Here we recall the image of Jesus the good shepherd, the one who has, indeed, laid down his life for the sheep, the sheep who know the sound of his voice and trust him.  Of course Mary would recognize him when he calls her.

So we see, then, that after all, Jesus is not entirely unrecognizable in the resurrection; and so with Jesus, so also with us.  This text, then, promises us that, just like Jesus, we will still be recognizable as ourselves;

the resurrection will not destroy us, but will instead preserve two of the most important aspects of each one of us:  our human relationships and our physical bodies.

And again, we look to Jesus as our model.  Not only in this text, but later in John, and in Luke’s account of the resurrection as well, we see how Jesus has not forgotten his disciples in the resurrection; and the relationships they formed while he was on earth are still a part of his resurrected existence.  He comes to them, speaks with them, eats with them, and, most poignantly, I think, allows Thomas the doubter to touch him; and allows Peter to redeem his three-fold denial with a three-fold affirmation of his love and devotion to Jesus.  Jesus has not forgotten his friends – and nor will we.  Those relationships that have been integral to our lives here and now, those people whose love and care have formed and shaped us will not be forgotten or left behind.  Instead, they will be a part of our resurrected lives, too, and they will share in the joy of new life with us.

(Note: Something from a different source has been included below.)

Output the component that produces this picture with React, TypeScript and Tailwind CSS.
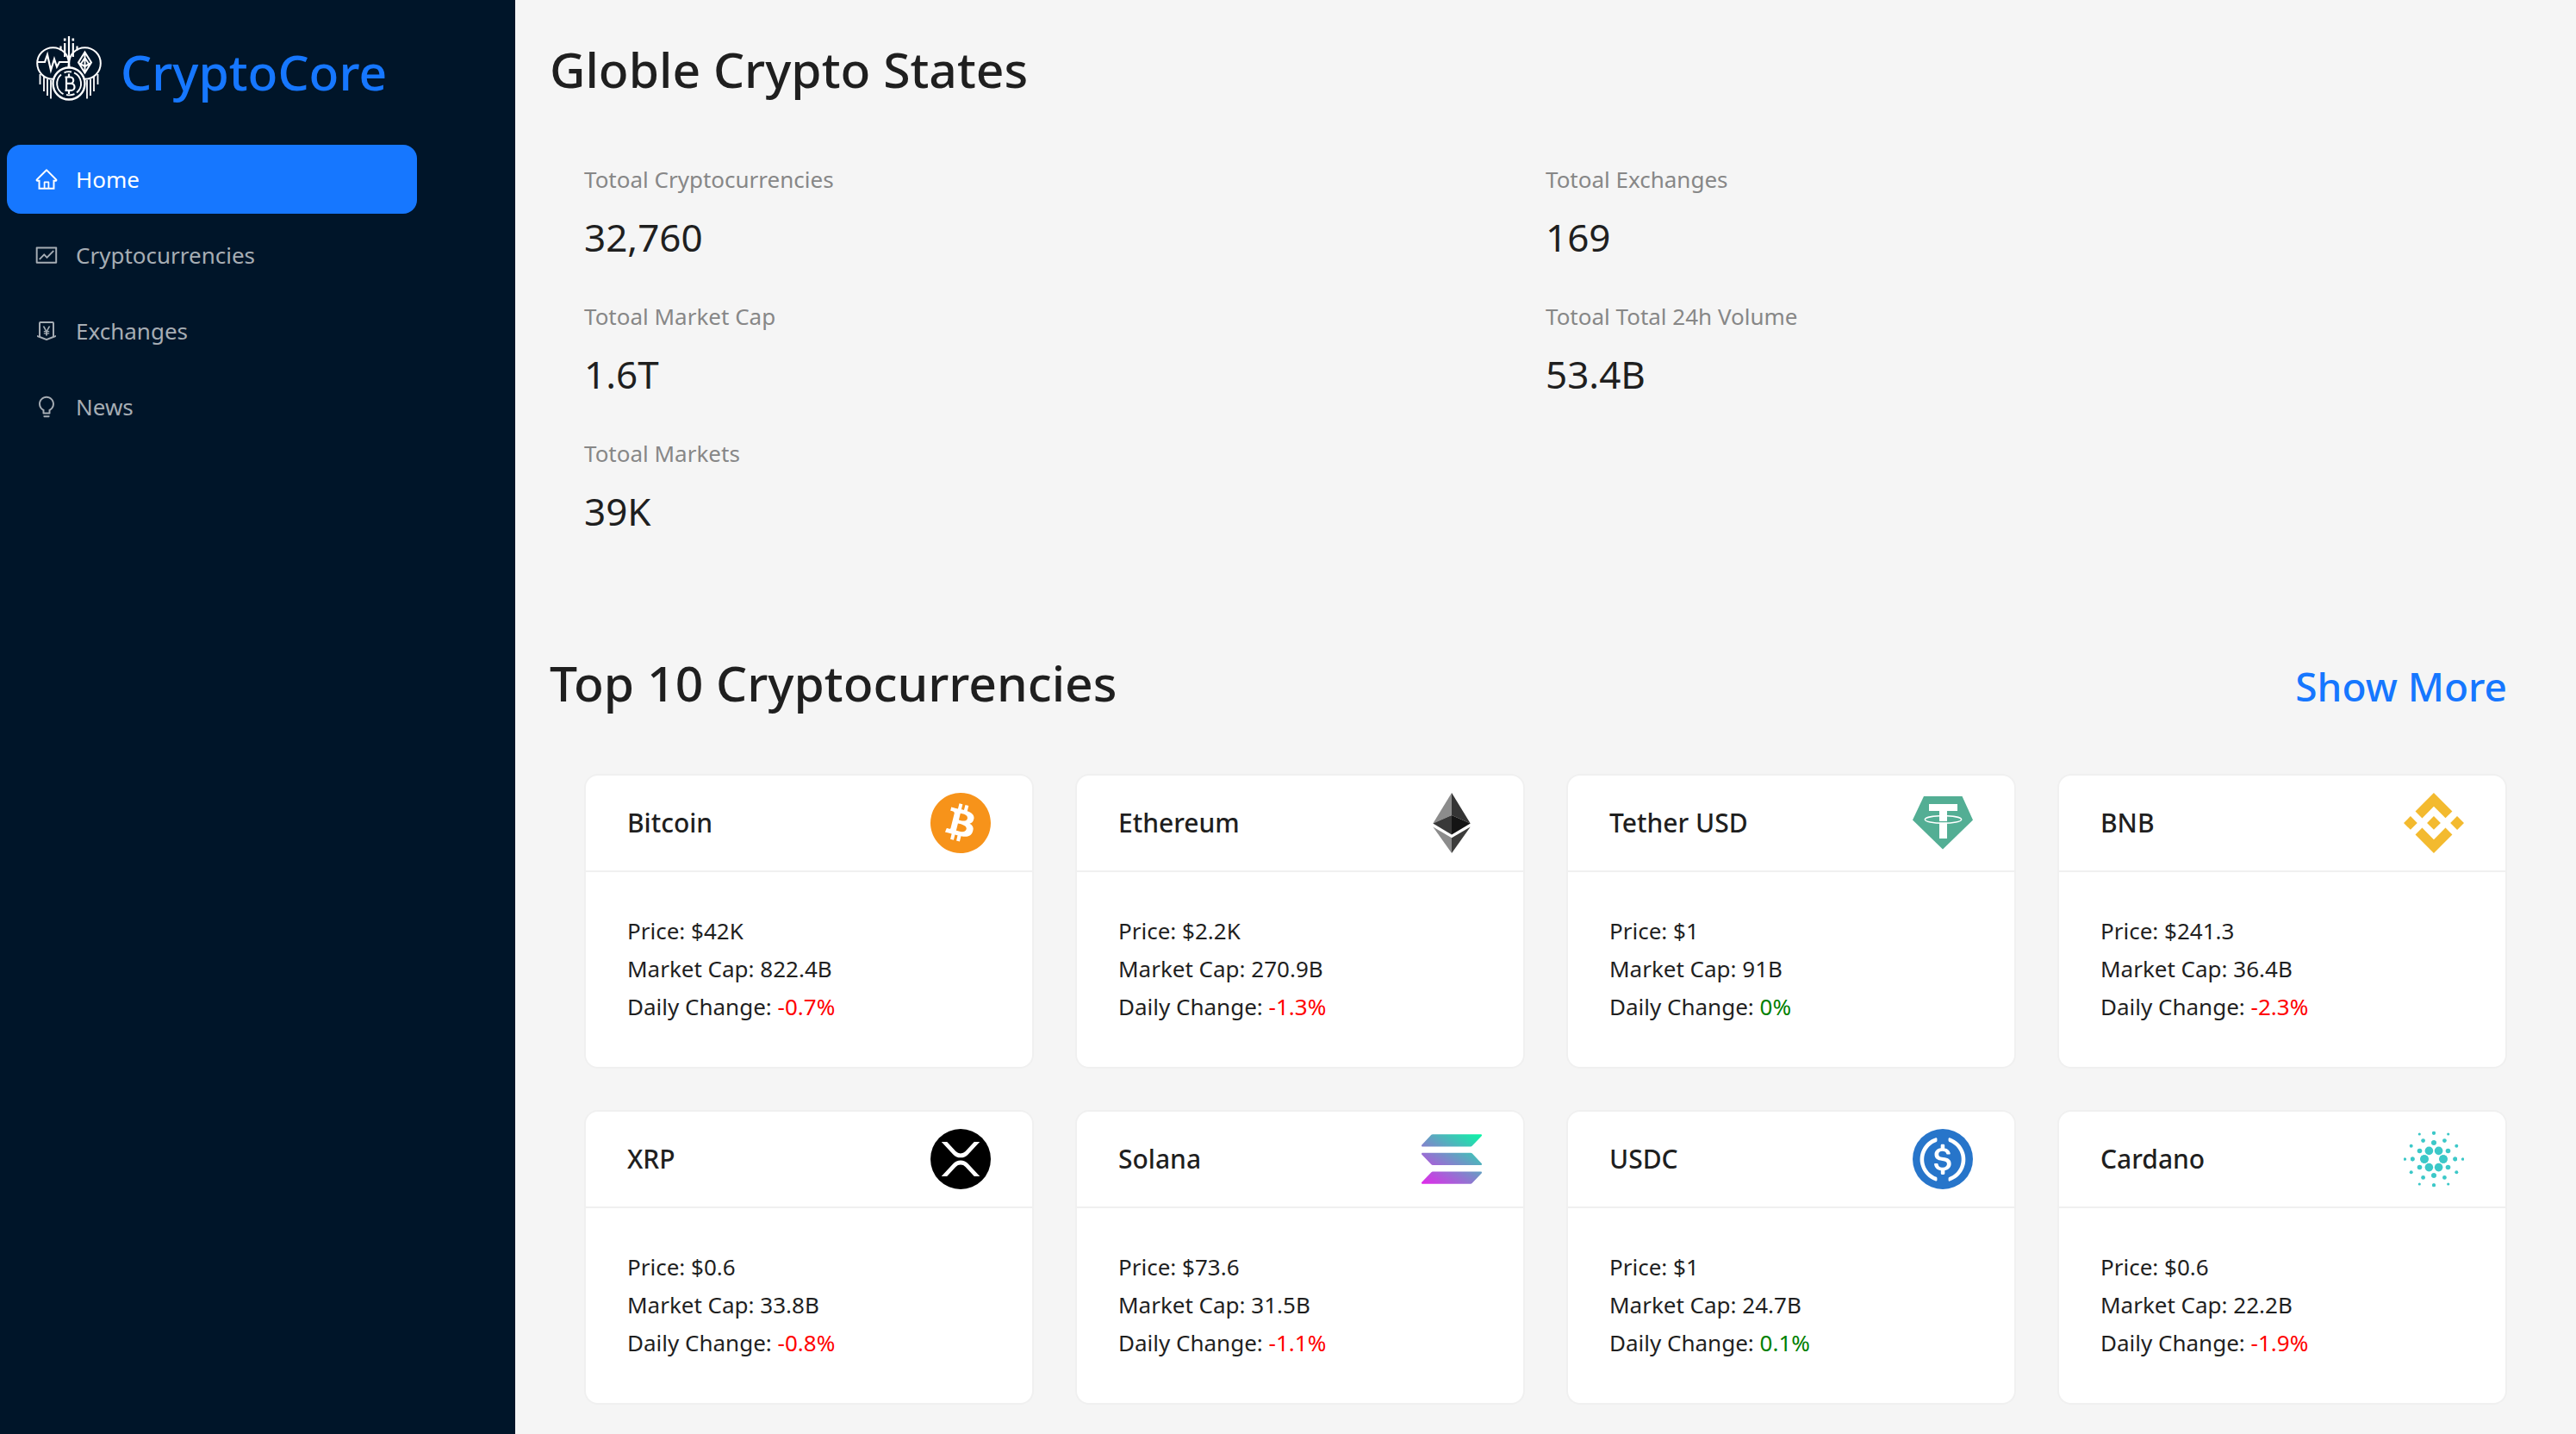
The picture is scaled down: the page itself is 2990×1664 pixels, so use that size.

And this is not all.  In a somewhat surprising verse in our text, we hear that Jesus tells Mary not to touch him, which obviously means she could have—clearly, there was something there for Mary to hang on to—but Jesus asks her not to.  What this tells us, then, is that even Jesus did not discard his physical human body in the resurrection—it, too, was part of his transformation.  It is, then, a mistake to read Paul’s language about the spiritual bodies we receive in the resurrection as somehow incompatible with the physical bodies we received in creation—resurrection, creation—:  God’s good work is behind it all.  And so just like with Jesus, our physical bodies are part of our created goodness, our uniqueness molded by the hands of God.  These bodies may be transformed—thanks be to God—but they will not be lost; even our earthiness will be preserved and restored to perfection.

          Well, I have said a lot—I warned you!—but frankly, the most important thing about this Gospel text is not what will or will not be about the resurrection, but in fact, what is.  Jesus is raised.  The victory is won.  Death is defeated.  And the powers of evil, destruction, shame, oppression, grief, hopelessness—they have been vanquished and will not have the last word.

          Because of the resurrection we celebrate tonight, we know that we, too, will be resurrected in glory, and reunited with all our loved ones in Jesus Christ.  Because of the resurrection we celebrate tonight, we know that we are deeply loved, fully forgiven, and mercifully reconciled to God forever.  And because of the resurrection we celebrate tonight, not despair but hope, not loneliness but love, not weeping but joy are the hallmarks of a Christian life.  Alleluia.  Thanks be to God.  AMEN.